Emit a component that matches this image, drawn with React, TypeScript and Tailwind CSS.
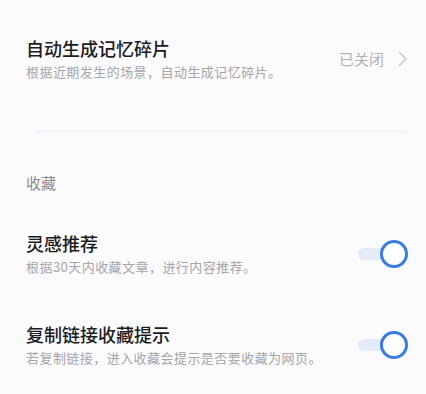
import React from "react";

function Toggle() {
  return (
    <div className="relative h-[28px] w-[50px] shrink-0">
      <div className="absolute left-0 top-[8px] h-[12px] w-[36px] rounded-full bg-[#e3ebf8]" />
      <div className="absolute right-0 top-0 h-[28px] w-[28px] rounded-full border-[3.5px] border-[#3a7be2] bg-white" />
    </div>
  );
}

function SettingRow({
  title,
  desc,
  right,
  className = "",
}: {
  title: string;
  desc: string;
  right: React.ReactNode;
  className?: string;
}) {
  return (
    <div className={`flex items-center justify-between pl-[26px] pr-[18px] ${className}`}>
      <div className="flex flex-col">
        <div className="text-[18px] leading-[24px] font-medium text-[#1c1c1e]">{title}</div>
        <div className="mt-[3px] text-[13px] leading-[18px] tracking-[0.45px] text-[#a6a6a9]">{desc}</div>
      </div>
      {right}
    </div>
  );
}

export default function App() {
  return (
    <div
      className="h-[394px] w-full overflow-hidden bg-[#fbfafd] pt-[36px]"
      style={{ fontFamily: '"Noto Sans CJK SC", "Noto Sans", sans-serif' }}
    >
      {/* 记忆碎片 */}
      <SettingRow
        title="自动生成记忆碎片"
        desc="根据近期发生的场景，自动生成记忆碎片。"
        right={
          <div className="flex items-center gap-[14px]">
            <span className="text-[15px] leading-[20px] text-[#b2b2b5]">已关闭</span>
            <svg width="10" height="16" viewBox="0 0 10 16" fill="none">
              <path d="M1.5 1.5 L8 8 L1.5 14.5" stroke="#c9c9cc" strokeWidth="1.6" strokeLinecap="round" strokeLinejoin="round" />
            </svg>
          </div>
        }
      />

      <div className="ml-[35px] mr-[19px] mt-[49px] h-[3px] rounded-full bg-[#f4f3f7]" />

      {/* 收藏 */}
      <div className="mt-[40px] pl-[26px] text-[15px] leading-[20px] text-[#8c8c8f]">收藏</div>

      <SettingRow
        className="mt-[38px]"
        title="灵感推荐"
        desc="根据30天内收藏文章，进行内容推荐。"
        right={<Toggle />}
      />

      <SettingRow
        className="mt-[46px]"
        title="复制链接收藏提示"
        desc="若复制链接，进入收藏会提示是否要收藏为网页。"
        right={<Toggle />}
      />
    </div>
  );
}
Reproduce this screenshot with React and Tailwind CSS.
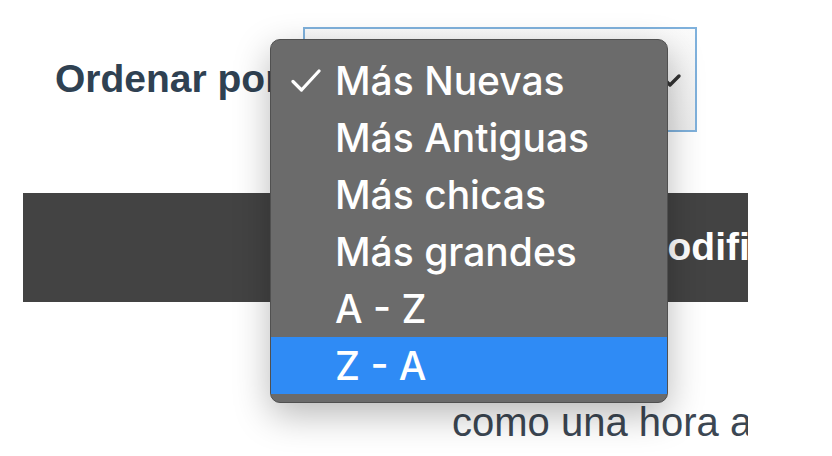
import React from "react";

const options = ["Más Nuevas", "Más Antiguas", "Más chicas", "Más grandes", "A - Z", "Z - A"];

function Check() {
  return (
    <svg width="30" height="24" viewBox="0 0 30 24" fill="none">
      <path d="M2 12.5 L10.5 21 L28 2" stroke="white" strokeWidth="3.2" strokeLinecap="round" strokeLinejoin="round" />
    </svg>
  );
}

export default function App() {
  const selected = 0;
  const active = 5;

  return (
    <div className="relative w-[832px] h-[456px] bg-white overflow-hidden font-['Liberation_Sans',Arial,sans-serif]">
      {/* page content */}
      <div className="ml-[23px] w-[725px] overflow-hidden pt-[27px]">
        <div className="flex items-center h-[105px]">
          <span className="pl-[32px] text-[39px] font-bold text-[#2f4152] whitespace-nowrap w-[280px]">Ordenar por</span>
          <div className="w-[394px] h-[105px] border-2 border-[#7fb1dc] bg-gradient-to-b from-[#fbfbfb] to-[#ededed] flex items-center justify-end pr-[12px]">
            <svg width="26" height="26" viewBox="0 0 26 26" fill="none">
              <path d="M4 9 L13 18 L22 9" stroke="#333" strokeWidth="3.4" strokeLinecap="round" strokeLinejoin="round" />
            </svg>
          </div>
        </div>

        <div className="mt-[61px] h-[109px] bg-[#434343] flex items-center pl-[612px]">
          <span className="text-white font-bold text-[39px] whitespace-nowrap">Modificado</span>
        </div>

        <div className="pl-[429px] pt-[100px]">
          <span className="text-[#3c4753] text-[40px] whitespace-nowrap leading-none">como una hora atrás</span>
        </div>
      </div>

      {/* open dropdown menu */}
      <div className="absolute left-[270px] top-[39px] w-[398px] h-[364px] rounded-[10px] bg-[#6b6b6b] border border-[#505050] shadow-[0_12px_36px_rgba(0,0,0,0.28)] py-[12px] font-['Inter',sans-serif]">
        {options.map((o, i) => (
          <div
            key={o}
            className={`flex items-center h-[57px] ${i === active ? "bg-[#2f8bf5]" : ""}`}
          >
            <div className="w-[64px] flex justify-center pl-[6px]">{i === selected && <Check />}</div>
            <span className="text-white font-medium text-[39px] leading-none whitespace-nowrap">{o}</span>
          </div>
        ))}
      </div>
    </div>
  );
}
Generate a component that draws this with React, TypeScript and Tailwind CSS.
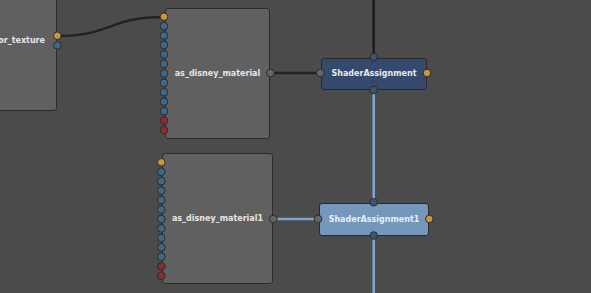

━━━━━━━━━━━━━━━━━━━━

Set exercise: Quote the records above in full, dropping each picture.

Finished answer:
Emit a component that matches this image, drawn with React, TypeScript and Tailwind CSS.
import React from "react";

function Toggle() {
  return (
    <div className="relative h-[28px] w-[50px] shrink-0">
      <div className="absolute left-0 top-[8px] h-[12px] w-[36px] rounded-full bg-[#e3ebf8]" />
      <div className="absolute right-0 top-0 h-[28px] w-[28px] rounded-full border-[3.5px] border-[#3a7be2] bg-white" />
    </div>
  );
}

function SettingRow({
  title,
  desc,
  right,
  className = "",
}: {
  title: string;
  desc: string;
  right: React.ReactNode;
  className?: string;
}) {
  return (
    <div className={`flex items-center justify-between pl-[26px] pr-[18px] ${className}`}>
      <div className="flex flex-col">
        <div className="text-[18px] leading-[24px] font-medium text-[#1c1c1e]">{title}</div>
        <div className="mt-[3px] text-[13px] leading-[18px] tracking-[0.45px] text-[#a6a6a9]">{desc}</div>
      </div>
      {right}
    </div>
  );
}

export default function App() {
  return (
    <div
      className="h-[394px] w-full overflow-hidden bg-[#fbfafd] pt-[36px]"
      style={{ fontFamily: '"Noto Sans CJK SC", "Noto Sans", sans-serif' }}
    >
      {/* 记忆碎片 */}
      <SettingRow
        title="自动生成记忆碎片"
        desc="根据近期发生的场景，自动生成记忆碎片。"
        right={
          <div className="flex items-center gap-[14px]">
            <span className="text-[15px] leading-[20px] text-[#b2b2b5]">已关闭</span>
            <svg width="10" height="16" viewBox="0 0 10 16" fill="none">
              <path d="M1.5 1.5 L8 8 L1.5 14.5" stroke="#c9c9cc" strokeWidth="1.6" strokeLinecap="round" strokeLinejoin="round" />
            </svg>
          </div>
        }
      />

      <div className="ml-[35px] mr-[19px] mt-[49px] h-[3px] rounded-full bg-[#f4f3f7]" />

      {/* 收藏 */}
      <div className="mt-[40px] pl-[26px] text-[15px] leading-[20px] text-[#8c8c8f]">收藏</div>

      <SettingRow
        className="mt-[38px]"
        title="灵感推荐"
        desc="根据30天内收藏文章，进行内容推荐。"
        right={<Toggle />}
      />

      <SettingRow
        className="mt-[46px]"
        title="复制链接收藏提示"
        desc="若复制链接，进入收藏会提示是否要收藏为网页。"
        right={<Toggle />}
      />
    </div>
  );
}
Reproduce this screenshot with React and Tailwind CSS.
import React from "react";

const options = ["Más Nuevas", "Más Antiguas", "Más chicas", "Más grandes", "A - Z", "Z - A"];

function Check() {
  return (
    <svg width="30" height="24" viewBox="0 0 30 24" fill="none">
      <path d="M2 12.5 L10.5 21 L28 2" stroke="white" strokeWidth="3.2" strokeLinecap="round" strokeLinejoin="round" />
    </svg>
  );
}

export default function App() {
  const selected = 0;
  const active = 5;

  return (
    <div className="relative w-[832px] h-[456px] bg-white overflow-hidden font-['Liberation_Sans',Arial,sans-serif]">
      {/* page content */}
      <div className="ml-[23px] w-[725px] overflow-hidden pt-[27px]">
        <div className="flex items-center h-[105px]">
          <span className="pl-[32px] text-[39px] font-bold text-[#2f4152] whitespace-nowrap w-[280px]">Ordenar por</span>
          <div className="w-[394px] h-[105px] border-2 border-[#7fb1dc] bg-gradient-to-b from-[#fbfbfb] to-[#ededed] flex items-center justify-end pr-[12px]">
            <svg width="26" height="26" viewBox="0 0 26 26" fill="none">
              <path d="M4 9 L13 18 L22 9" stroke="#333" strokeWidth="3.4" strokeLinecap="round" strokeLinejoin="round" />
            </svg>
          </div>
        </div>

        <div className="mt-[61px] h-[109px] bg-[#434343] flex items-center pl-[612px]">
          <span className="text-white font-bold text-[39px] whitespace-nowrap">Modificado</span>
        </div>

        <div className="pl-[429px] pt-[100px]">
          <span className="text-[#3c4753] text-[40px] whitespace-nowrap leading-none">como una hora atrás</span>
        </div>
      </div>

      {/* open dropdown menu */}
      <div className="absolute left-[270px] top-[39px] w-[398px] h-[364px] rounded-[10px] bg-[#6b6b6b] border border-[#505050] shadow-[0_12px_36px_rgba(0,0,0,0.28)] py-[12px] font-['Inter',sans-serif]">
        {options.map((o, i) => (
          <div
            key={o}
            className={`flex items-center h-[57px] ${i === active ? "bg-[#2f8bf5]" : ""}`}
          >
            <div className="w-[64px] flex justify-center pl-[6px]">{i === selected && <Check />}</div>
            <span className="text-white font-medium text-[39px] leading-none whitespace-nowrap">{o}</span>
          </div>
        ))}
      </div>
    </div>
  );
}
Generate a component that draws this with React, TypeScript and Tailwind CSS.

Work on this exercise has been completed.